- **Goal**
Quote the entries in full, character for character, without their images.
################
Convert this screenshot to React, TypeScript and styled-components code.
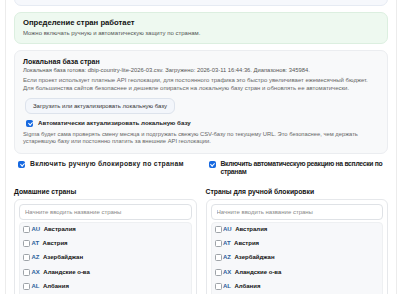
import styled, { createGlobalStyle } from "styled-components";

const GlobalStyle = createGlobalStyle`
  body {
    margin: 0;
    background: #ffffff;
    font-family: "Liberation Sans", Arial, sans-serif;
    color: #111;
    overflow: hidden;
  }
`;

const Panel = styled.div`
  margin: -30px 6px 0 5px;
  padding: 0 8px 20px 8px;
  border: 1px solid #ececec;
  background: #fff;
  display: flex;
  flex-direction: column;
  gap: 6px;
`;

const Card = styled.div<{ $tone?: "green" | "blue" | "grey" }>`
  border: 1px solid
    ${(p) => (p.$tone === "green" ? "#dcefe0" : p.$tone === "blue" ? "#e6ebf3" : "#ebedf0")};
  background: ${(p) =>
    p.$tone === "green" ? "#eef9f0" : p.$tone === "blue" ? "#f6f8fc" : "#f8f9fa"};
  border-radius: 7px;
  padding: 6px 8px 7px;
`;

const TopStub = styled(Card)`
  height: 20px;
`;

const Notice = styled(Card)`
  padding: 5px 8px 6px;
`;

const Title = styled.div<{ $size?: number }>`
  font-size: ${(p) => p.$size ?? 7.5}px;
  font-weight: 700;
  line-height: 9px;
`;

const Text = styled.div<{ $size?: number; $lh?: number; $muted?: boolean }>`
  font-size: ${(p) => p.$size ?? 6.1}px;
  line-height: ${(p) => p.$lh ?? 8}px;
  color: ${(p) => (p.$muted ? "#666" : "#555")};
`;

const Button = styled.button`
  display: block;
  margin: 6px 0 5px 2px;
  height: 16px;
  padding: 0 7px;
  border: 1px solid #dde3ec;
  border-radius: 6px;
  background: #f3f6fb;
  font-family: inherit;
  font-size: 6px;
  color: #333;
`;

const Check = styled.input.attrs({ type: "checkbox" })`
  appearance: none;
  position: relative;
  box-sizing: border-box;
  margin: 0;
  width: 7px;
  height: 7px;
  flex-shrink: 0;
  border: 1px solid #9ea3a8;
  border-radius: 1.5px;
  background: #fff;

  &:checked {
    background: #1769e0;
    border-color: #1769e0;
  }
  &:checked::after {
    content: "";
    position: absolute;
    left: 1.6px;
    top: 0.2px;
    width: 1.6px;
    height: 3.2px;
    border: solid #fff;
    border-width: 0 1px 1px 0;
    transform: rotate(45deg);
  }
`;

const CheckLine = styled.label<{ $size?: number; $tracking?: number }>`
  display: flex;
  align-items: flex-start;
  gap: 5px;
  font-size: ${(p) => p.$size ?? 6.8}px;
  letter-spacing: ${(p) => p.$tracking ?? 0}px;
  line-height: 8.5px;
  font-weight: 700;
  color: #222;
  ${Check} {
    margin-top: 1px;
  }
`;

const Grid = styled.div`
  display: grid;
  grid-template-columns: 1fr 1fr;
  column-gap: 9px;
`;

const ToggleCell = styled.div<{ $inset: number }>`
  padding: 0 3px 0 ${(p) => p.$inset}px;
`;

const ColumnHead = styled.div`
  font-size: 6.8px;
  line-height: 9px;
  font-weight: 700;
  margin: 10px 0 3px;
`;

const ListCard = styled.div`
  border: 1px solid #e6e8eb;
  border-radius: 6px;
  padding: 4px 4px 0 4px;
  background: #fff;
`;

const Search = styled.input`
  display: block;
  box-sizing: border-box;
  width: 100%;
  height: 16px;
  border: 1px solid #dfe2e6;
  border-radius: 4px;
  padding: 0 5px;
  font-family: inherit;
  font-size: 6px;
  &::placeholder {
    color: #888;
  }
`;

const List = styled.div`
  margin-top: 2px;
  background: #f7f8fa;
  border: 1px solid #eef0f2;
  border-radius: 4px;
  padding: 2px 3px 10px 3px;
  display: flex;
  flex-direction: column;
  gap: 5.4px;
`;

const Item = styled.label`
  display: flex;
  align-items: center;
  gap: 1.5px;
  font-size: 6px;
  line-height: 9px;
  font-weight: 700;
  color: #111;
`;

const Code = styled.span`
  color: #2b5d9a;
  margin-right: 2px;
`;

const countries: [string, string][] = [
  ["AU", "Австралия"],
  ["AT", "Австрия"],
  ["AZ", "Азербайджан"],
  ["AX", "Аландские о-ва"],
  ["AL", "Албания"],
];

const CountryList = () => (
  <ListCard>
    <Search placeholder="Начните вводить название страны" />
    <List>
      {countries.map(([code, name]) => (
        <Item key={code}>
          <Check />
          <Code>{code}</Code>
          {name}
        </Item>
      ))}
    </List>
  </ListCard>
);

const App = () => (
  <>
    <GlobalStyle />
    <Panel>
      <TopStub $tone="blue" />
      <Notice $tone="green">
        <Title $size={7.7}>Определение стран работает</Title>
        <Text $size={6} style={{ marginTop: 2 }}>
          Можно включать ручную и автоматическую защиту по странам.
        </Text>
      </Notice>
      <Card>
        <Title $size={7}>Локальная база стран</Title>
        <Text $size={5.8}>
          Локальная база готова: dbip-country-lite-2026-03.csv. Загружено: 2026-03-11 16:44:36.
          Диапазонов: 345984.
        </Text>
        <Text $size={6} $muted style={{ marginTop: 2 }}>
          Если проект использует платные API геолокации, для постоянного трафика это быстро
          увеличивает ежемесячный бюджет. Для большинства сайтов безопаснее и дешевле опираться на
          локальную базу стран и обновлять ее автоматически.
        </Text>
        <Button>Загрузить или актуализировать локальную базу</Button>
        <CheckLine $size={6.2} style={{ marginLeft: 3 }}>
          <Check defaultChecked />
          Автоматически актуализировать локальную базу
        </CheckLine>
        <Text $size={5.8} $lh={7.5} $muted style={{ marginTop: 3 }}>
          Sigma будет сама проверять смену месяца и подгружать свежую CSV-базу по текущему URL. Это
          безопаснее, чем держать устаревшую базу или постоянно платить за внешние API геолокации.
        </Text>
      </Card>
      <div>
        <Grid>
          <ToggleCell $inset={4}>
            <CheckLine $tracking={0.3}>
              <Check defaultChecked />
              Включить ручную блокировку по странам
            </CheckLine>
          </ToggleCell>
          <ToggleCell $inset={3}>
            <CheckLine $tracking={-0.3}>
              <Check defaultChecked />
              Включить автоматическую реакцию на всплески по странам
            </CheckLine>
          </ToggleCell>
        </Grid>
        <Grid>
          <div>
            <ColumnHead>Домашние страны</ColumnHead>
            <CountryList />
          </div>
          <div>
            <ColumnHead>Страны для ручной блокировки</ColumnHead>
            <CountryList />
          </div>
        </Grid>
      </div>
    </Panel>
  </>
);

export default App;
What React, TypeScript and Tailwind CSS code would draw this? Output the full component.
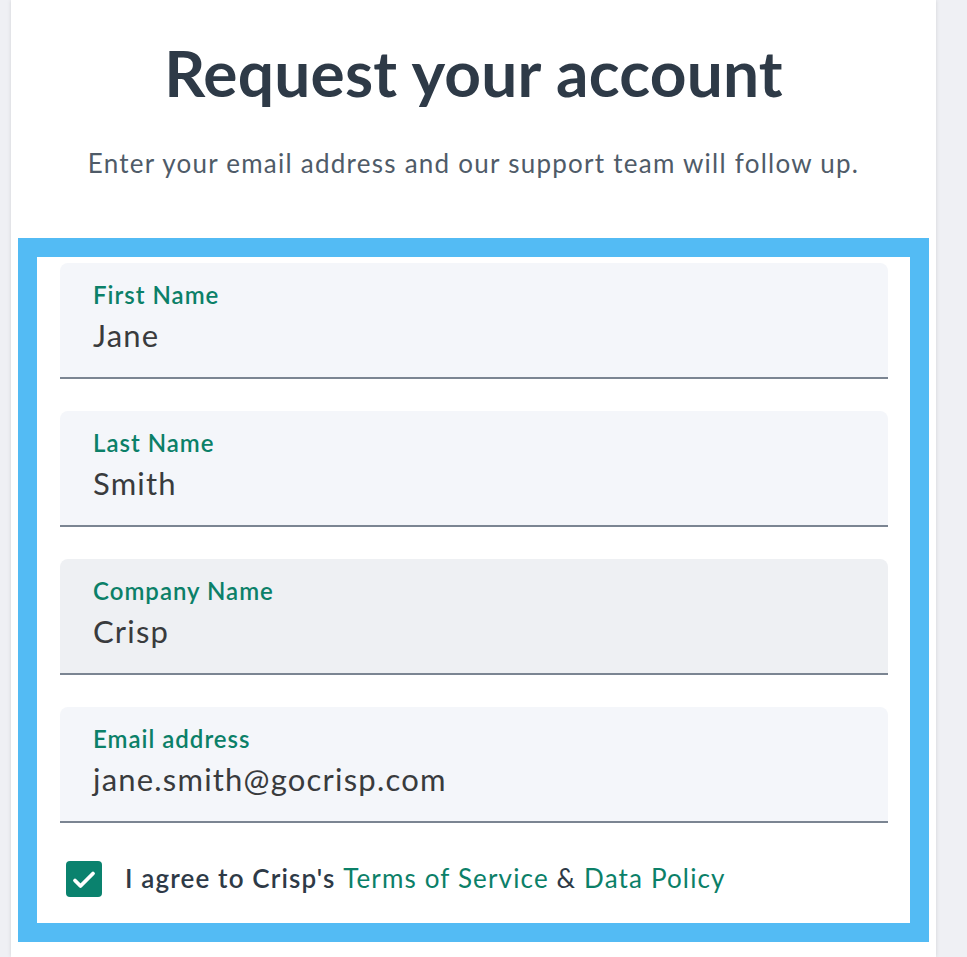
################
- **Answer below**
Convert this screenshot to React, TypeScript and styled-components code.
import styled, { createGlobalStyle } from "styled-components";

const GlobalStyle = createGlobalStyle`
  body {
    margin: 0;
    background: #ffffff;
    font-family: "Liberation Sans", Arial, sans-serif;
    color: #111;
    overflow: hidden;
  }
`;

const Panel = styled.div`
  margin: -30px 6px 0 5px;
  padding: 0 8px 20px 8px;
  border: 1px solid #ececec;
  background: #fff;
  display: flex;
  flex-direction: column;
  gap: 6px;
`;

const Card = styled.div<{ $tone?: "green" | "blue" | "grey" }>`
  border: 1px solid
    ${(p) => (p.$tone === "green" ? "#dcefe0" : p.$tone === "blue" ? "#e6ebf3" : "#ebedf0")};
  background: ${(p) =>
    p.$tone === "green" ? "#eef9f0" : p.$tone === "blue" ? "#f6f8fc" : "#f8f9fa"};
  border-radius: 7px;
  padding: 6px 8px 7px;
`;

const TopStub = styled(Card)`
  height: 20px;
`;

const Notice = styled(Card)`
  padding: 5px 8px 6px;
`;

const Title = styled.div<{ $size?: number }>`
  font-size: ${(p) => p.$size ?? 7.5}px;
  font-weight: 700;
  line-height: 9px;
`;

const Text = styled.div<{ $size?: number; $lh?: number; $muted?: boolean }>`
  font-size: ${(p) => p.$size ?? 6.1}px;
  line-height: ${(p) => p.$lh ?? 8}px;
  color: ${(p) => (p.$muted ? "#666" : "#555")};
`;

const Button = styled.button`
  display: block;
  margin: 6px 0 5px 2px;
  height: 16px;
  padding: 0 7px;
  border: 1px solid #dde3ec;
  border-radius: 6px;
  background: #f3f6fb;
  font-family: inherit;
  font-size: 6px;
  color: #333;
`;

const Check = styled.input.attrs({ type: "checkbox" })`
  appearance: none;
  position: relative;
  box-sizing: border-box;
  margin: 0;
  width: 7px;
  height: 7px;
  flex-shrink: 0;
  border: 1px solid #9ea3a8;
  border-radius: 1.5px;
  background: #fff;

  &:checked {
    background: #1769e0;
    border-color: #1769e0;
  }
  &:checked::after {
    content: "";
    position: absolute;
    left: 1.6px;
    top: 0.2px;
    width: 1.6px;
    height: 3.2px;
    border: solid #fff;
    border-width: 0 1px 1px 0;
    transform: rotate(45deg);
  }
`;

const CheckLine = styled.label<{ $size?: number; $tracking?: number }>`
  display: flex;
  align-items: flex-start;
  gap: 5px;
  font-size: ${(p) => p.$size ?? 6.8}px;
  letter-spacing: ${(p) => p.$tracking ?? 0}px;
  line-height: 8.5px;
  font-weight: 700;
  color: #222;
  ${Check} {
    margin-top: 1px;
  }
`;

const Grid = styled.div`
  display: grid;
  grid-template-columns: 1fr 1fr;
  column-gap: 9px;
`;

const ToggleCell = styled.div<{ $inset: number }>`
  padding: 0 3px 0 ${(p) => p.$inset}px;
`;

const ColumnHead = styled.div`
  font-size: 6.8px;
  line-height: 9px;
  font-weight: 700;
  margin: 10px 0 3px;
`;

const ListCard = styled.div`
  border: 1px solid #e6e8eb;
  border-radius: 6px;
  padding: 4px 4px 0 4px;
  background: #fff;
`;

const Search = styled.input`
  display: block;
  box-sizing: border-box;
  width: 100%;
  height: 16px;
  border: 1px solid #dfe2e6;
  border-radius: 4px;
  padding: 0 5px;
  font-family: inherit;
  font-size: 6px;
  &::placeholder {
    color: #888;
  }
`;

const List = styled.div`
  margin-top: 2px;
  background: #f7f8fa;
  border: 1px solid #eef0f2;
  border-radius: 4px;
  padding: 2px 3px 10px 3px;
  display: flex;
  flex-direction: column;
  gap: 5.4px;
`;

const Item = styled.label`
  display: flex;
  align-items: center;
  gap: 1.5px;
  font-size: 6px;
  line-height: 9px;
  font-weight: 700;
  color: #111;
`;

const Code = styled.span`
  color: #2b5d9a;
  margin-right: 2px;
`;

const countries: [string, string][] = [
  ["AU", "Австралия"],
  ["AT", "Австрия"],
  ["AZ", "Азербайджан"],
  ["AX", "Аландские о-ва"],
  ["AL", "Албания"],
];

const CountryList = () => (
  <ListCard>
    <Search placeholder="Начните вводить название страны" />
    <List>
      {countries.map(([code, name]) => (
        <Item key={code}>
          <Check />
          <Code>{code}</Code>
          {name}
        </Item>
      ))}
    </List>
  </ListCard>
);

const App = () => (
  <>
    <GlobalStyle />
    <Panel>
      <TopStub $tone="blue" />
      <Notice $tone="green">
        <Title $size={7.7}>Определение стран работает</Title>
        <Text $size={6} style={{ marginTop: 2 }}>
          Можно включать ручную и автоматическую защиту по странам.
        </Text>
      </Notice>
      <Card>
        <Title $size={7}>Локальная база стран</Title>
        <Text $size={5.8}>
          Локальная база готова: dbip-country-lite-2026-03.csv. Загружено: 2026-03-11 16:44:36.
          Диапазонов: 345984.
        </Text>
        <Text $size={6} $muted style={{ marginTop: 2 }}>
          Если проект использует платные API геолокации, для постоянного трафика это быстро
          увеличивает ежемесячный бюджет. Для большинства сайтов безопаснее и дешевле опираться на
          локальную базу стран и обновлять ее автоматически.
        </Text>
        <Button>Загрузить или актуализировать локальную базу</Button>
        <CheckLine $size={6.2} style={{ marginLeft: 3 }}>
          <Check defaultChecked />
          Автоматически актуализировать локальную базу
        </CheckLine>
        <Text $size={5.8} $lh={7.5} $muted style={{ marginTop: 3 }}>
          Sigma будет сама проверять смену месяца и подгружать свежую CSV-базу по текущему URL. Это
          безопаснее, чем держать устаревшую базу или постоянно платить за внешние API геолокации.
        </Text>
      </Card>
      <div>
        <Grid>
          <ToggleCell $inset={4}>
            <CheckLine $tracking={0.3}>
              <Check defaultChecked />
              Включить ручную блокировку по странам
            </CheckLine>
          </ToggleCell>
          <ToggleCell $inset={3}>
            <CheckLine $tracking={-0.3}>
              <Check defaultChecked />
              Включить автоматическую реакцию на всплески по странам
            </CheckLine>
          </ToggleCell>
        </Grid>
        <Grid>
          <div>
            <ColumnHead>Домашние страны</ColumnHead>
            <CountryList />
          </div>
          <div>
            <ColumnHead>Страны для ручной блокировки</ColumnHead>
            <CountryList />
          </div>
        </Grid>
      </div>
    </Panel>
  </>
);

export default App;
What React, TypeScript and Tailwind CSS code would draw this? Output the full component.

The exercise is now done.